BRIEF:
Identify each line below that contains the word "screenshot", and copy it out.

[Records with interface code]

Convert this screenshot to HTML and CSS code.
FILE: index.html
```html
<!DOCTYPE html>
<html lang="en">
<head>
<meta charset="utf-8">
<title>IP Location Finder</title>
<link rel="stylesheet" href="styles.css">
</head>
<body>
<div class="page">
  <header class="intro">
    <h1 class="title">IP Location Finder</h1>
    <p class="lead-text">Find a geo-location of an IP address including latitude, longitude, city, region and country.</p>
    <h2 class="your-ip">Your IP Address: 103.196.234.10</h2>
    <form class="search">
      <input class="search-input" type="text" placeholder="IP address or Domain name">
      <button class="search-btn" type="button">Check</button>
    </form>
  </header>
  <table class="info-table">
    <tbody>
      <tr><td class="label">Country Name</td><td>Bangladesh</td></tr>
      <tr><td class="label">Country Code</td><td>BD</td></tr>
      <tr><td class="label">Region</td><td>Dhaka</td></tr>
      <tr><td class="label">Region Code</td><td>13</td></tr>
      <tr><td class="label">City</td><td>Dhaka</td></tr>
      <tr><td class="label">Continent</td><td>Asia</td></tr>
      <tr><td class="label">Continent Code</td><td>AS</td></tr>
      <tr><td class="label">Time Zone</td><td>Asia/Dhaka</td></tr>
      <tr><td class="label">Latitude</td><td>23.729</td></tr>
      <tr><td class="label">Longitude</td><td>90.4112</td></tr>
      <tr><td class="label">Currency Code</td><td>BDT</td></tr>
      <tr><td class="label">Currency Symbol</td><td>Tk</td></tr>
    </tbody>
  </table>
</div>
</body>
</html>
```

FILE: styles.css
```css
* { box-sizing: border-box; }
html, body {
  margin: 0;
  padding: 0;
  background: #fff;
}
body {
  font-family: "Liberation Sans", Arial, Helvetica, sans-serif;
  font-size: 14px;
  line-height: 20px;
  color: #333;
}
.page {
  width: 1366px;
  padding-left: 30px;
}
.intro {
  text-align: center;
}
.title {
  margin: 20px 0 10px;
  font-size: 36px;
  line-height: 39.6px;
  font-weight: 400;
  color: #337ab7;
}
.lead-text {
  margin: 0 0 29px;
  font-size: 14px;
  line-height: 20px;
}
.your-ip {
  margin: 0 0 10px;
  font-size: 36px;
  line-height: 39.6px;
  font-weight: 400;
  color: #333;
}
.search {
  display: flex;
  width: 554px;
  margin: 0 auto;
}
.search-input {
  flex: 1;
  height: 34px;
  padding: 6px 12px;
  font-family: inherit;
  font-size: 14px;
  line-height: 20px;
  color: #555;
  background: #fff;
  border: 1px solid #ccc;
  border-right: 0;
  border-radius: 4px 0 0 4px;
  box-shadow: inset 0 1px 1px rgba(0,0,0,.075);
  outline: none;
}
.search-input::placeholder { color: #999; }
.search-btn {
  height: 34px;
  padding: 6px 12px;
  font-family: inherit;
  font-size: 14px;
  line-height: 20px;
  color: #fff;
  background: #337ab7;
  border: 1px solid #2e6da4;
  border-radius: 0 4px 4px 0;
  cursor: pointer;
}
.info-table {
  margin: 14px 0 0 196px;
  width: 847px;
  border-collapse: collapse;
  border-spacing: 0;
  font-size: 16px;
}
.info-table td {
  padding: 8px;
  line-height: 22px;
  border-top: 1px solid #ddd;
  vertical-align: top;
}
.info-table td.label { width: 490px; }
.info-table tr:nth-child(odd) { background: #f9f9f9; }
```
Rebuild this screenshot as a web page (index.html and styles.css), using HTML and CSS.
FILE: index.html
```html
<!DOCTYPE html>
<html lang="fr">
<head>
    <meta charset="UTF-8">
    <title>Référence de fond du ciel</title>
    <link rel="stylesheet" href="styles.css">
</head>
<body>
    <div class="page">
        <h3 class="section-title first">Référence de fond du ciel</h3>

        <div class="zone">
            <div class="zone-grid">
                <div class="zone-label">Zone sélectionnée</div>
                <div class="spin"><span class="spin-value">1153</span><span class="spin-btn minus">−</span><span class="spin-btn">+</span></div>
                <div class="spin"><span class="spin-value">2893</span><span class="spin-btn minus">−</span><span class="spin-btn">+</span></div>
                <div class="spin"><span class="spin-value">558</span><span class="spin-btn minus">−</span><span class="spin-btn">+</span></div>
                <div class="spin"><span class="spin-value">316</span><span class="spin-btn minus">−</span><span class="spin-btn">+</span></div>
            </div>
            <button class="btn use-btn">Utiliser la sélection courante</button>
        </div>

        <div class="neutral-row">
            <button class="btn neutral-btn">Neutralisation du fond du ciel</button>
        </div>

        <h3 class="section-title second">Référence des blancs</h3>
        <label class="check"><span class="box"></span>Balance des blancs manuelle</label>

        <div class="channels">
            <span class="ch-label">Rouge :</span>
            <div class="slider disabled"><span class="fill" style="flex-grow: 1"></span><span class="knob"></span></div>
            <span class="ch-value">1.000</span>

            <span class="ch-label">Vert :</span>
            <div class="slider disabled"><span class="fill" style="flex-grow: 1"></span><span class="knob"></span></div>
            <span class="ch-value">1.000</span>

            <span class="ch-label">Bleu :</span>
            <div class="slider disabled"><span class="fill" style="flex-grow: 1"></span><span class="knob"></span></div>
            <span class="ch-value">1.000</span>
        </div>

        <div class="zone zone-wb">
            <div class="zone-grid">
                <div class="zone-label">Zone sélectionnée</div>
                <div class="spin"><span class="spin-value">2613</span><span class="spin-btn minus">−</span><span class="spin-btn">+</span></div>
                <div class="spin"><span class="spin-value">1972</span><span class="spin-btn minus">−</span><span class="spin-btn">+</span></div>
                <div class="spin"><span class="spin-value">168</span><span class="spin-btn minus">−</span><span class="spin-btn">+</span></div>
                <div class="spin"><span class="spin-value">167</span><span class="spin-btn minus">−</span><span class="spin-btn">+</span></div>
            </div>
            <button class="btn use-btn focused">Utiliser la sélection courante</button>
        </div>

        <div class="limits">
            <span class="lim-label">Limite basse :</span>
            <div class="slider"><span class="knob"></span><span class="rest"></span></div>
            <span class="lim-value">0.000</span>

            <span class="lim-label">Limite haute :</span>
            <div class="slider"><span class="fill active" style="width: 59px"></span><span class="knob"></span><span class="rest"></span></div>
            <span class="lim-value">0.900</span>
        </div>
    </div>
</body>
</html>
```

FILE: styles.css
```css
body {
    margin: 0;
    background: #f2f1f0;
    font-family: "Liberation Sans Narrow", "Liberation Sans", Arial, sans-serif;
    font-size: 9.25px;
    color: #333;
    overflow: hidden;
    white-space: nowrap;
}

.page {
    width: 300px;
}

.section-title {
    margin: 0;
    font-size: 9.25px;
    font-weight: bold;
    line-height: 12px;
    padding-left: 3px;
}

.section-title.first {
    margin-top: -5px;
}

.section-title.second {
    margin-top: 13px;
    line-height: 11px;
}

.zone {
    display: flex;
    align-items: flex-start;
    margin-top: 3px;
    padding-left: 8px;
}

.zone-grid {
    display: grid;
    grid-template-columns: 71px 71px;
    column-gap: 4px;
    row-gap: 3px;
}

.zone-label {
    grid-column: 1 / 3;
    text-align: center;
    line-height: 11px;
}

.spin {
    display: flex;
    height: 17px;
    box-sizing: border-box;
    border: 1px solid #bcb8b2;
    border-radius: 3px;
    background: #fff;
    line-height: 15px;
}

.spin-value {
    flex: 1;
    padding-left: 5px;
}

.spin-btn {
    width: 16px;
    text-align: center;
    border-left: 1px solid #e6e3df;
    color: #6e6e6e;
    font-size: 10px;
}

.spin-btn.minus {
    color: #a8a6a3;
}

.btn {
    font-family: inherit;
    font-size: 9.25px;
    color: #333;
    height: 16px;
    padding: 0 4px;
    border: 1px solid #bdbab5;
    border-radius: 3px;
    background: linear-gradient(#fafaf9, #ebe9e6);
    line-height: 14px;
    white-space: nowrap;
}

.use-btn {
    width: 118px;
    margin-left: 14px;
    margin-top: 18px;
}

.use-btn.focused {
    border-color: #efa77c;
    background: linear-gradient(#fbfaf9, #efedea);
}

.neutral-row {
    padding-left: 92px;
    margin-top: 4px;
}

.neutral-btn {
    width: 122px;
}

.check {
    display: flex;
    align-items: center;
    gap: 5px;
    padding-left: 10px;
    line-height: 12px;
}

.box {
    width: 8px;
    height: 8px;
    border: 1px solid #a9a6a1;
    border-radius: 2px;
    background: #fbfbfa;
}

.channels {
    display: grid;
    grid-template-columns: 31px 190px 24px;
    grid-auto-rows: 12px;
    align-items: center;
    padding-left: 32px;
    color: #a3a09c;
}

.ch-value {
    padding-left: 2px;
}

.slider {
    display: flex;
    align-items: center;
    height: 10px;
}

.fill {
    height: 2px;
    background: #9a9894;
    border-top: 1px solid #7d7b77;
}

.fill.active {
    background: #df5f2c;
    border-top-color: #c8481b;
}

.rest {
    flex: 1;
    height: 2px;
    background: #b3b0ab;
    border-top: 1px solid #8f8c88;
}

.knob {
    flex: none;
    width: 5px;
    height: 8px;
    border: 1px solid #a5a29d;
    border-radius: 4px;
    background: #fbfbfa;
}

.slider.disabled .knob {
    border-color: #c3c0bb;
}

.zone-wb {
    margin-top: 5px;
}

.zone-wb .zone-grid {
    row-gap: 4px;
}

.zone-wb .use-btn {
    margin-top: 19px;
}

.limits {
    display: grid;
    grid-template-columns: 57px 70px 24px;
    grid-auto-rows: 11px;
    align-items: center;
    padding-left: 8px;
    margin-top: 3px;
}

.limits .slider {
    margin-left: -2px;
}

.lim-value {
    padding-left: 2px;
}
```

SOLUTION TO THIS PROBLEM:
Convert this screenshot to HTML and CSS code.
Rebuild this screenshot as a web page (index.html and styles.css), using HTML and CSS.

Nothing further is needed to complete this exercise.